JAKARTA, KOMPAS — Syarat menjadi hakim Mahkamah Konstitusi bukan hanya memahami ilmu konstitusi dan hukum tata negara, melainkan juga menyangkut perilaku dan paham tugas kewenangan sebagai hakim. Ironisnya, panitia seleksi hakim MK menilai masih ada beberapa calon hakim yang memiliki keterbatasan dalam kapasitas dan integritas itu.
Dalam wawancara terbuka seleksi calon hakim MK, Selasa (31/7/2018), di kantor Sekretariat Negara, Jakarta, salah satu anggota pansel hakim MK, Sukma Violetta, melontarkan sejumlah pertanyaan kepada salah satu calon hakim, Ratno Lukito. Pertanyaan Sukma lebih mengarah kepada integritas calon hakim.
”Setiap profesi selalu dibarengi dengan instrumen yang mengawasi perilaku berupa kode etik. Sekarang bapak mendaftar sebagai hakim konstitusi. Tolong sebutkan kepada kami mengenai kode etik hakim MK?” kata Sukma.
Ratno sempat terdiam selama tiga detik. Tak lama, dia mengaku kalau tidak terlalu paham secara khusus soal kode etik hakim MK.
”Kode etik hakim MK secara spesifik saya belum terpikir itu. Namun, saya siap untuk mempelajari itu ketika saya menjadi hakim MK. Itu keterbatasan saya selama ini,” ujar Ratno.
Mendengar itu, Sukma meragukan keseriusan Ratno. ”Jadi, bapak mendaftar sebuah profesi lain tetapi bapak belum aware terhadap kode etik dari profesi yang bapak akan tuju?” kata Sukma yang dibarengi anggukan Ratno.

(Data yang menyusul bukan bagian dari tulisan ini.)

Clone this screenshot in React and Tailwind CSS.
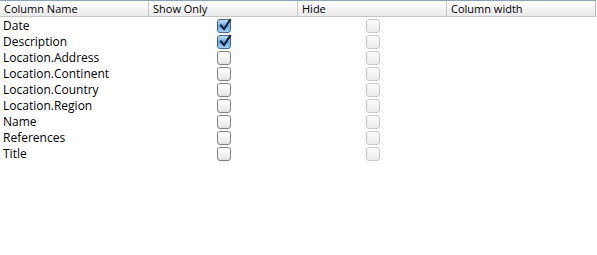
import React from "react";

const rows = [
  { name: "Date", show: true },
  { name: "Description", show: true },
  { name: "Location.Address", show: false },
  { name: "Location.Continent", show: false },
  { name: "Location.Country", show: false },
  { name: "Location.Region", show: false },
  { name: "Name", show: false },
  { name: "References", show: false },
  { name: "Title", show: false },
];

function Box({ checked, disabled }) {
  if (checked) {
    return (
      <div className="relative w-[14px] h-[14px] rounded-[3px] border border-[#3d6791] bg-gradient-to-b from-[#c4def7] via-[#6aa8e6] to-[#a7d0f6]">
        <svg viewBox="0 0 14 14" className="absolute left-[0px] top-[-2px] w-[14px] h-[14px]">
          <path d="M3 7.5 L6 11 L12 2" fill="none" stroke="#14243a" strokeWidth="2.2" strokeLinecap="square" />
        </svg>
      </div>
    );
  }
  if (disabled) {
    return <div className="w-[14px] h-[14px] rounded-[3px] border border-[#c9c9c9] bg-gradient-to-b from-[#fbfbfb] to-[#ececec]" />;
  }
  return <div className="w-[14px] h-[14px] rounded-[3px] border border-[#858585] bg-gradient-to-b from-[#ffffff] to-[#e4e4e4] shadow-[0_1px_0_rgba(0,0,0,0.08)]" />;
}

export default function App() {
  return (
    <div className="w-[597px] h-[255px] bg-white font-['Open_Sans','DejaVu_Sans',sans-serif] text-black">
      <div className="w-[596px] h-[17px] border-t border-[#8aa3bb] border-b border-b-[#c4c4c4] border-r border-r-[#b9b9b9] bg-gradient-to-b from-[#ffffff] to-[#e9e9e9] grid grid-cols-[149px_149px_149px_149px] text-[11px] leading-[15px]">
        <div className="pl-[4px] border-r border-[#c8c8c8]">Column Name</div>
        <div className="pl-[4px] border-r border-[#c8c8c8]">Show Only</div>
        <div className="pl-[4px] border-r border-[#c8c8c8]">Hide</div>
        <div className="pl-[4px]">Column width</div>
      </div>
      <div className="pt-[1px]">
        {rows.map((r) => (
          <div key={r.name} className="h-[16px] grid grid-cols-[149px_149px_149px_149px] items-center text-[12px] leading-[16px]">
            <div className="pl-[3px]">{r.name}</div>
            <div className="flex justify-center"><Box checked={r.show} /></div>
            <div className="flex justify-center"><Box disabled /></div>
            <div />
          </div>
        ))}
      </div>
    </div>
  );
}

Saat ditemui usai wawancara seleksi hakim, Sukma mengungkapkan, evaluasi selama dua hari ini, masih ada beberapa calon hakim yang tidak seimbang antara pemahaman integritas dan ilmu konstitusi. Padahal, bagi dia, seorang hakim MK harus kuat dalam dua kelompok itu.
”Dua kelompok itu masih memiliki keterbatasan. Ada beberapa calon yang kelihatan dari segi kapasitas masih belum bisa menjawab pertanyaan-pertanyaan yang menunjukkan bahwa dia punya kapasitas yang cukup untuk menjadi hakim MK, tetapi di satu sisi ada juga yang masih terbatas mengenai integritas. Padahal, dua itu harus dipersiapkan secara matang oleh calon hakim,” ujar Sukma.
Sukma menyebut, pemahaman kode etik penting untuk menjaga integritas hakim dan menjadi sistem pengawasan diri. ”Artinya, hakim tidak cukup penguasaan teori, tetapi lemah di perilaku,” ujarnya.
Sementara itu, anggota pansel hakim MK lain, Zainal Arifin Mochtar, mengatakan, bukan hal yang mudah untuk mendalami integritas calon hakim di waktu wawancara yang relatif singkat, yakni 1,5 jam. Karena itu, pansel harus berusaha mendalami rekam jejak dan karya-karya calon hakim di luar waktu wawancara.
”Persyaratan yang dibawa UU soal integritas bukan perkara yang mudah karena waktu terbatas. Namun, pansel pasti berusaha yang terbaik untuk memilih yang terbaik, paling tidak dengan meng-compare bukan hanya sekadar wawancara hari ini, melainkan lewat karya dan rekam jejak mereka. Harus kami buka dengan detail untuk menentukan siapa calon yang pas yang nanti dibawa ke Presiden,” kata Zainal.
Zainal juga mendorong agar dua lembaga lain yang mengajukan calon hakim, yakni Mahkamah Agung dan Dewan Perwakilan Rakyat, untuk mengutamakan nilai transparansi, akuntabel, partisipatif, dan terbuka sesuai Pasal 19 Ayat 2 dan Pasal 20 Ayat 1 UU MK. Selama ini, pengajuan dengan memenuhi cara itu hanya dilakukan oleh Presiden.
”Seharusnya proses yang terbuka, partisipatif, serta akubtabel itu harus bisa direplikasi di DPR dan MA karena kualitas calon MK itu tidak hanya tanggung jawab Presiden,” ujarnya.
Bahkan, Zainal menyebut, asas-asas itu penting untuk didetailkan dalam RUU Jabatan Hakim. ”Jadi, kita ke depan punya guidance yang jelas. Apalagi kita mengambil proses rekrutmen yang sangat politis. Nah, mengatur itu adalah cara untuk membingkainya bahwa proses lebih bermartabat dan lebih baik,” katanya.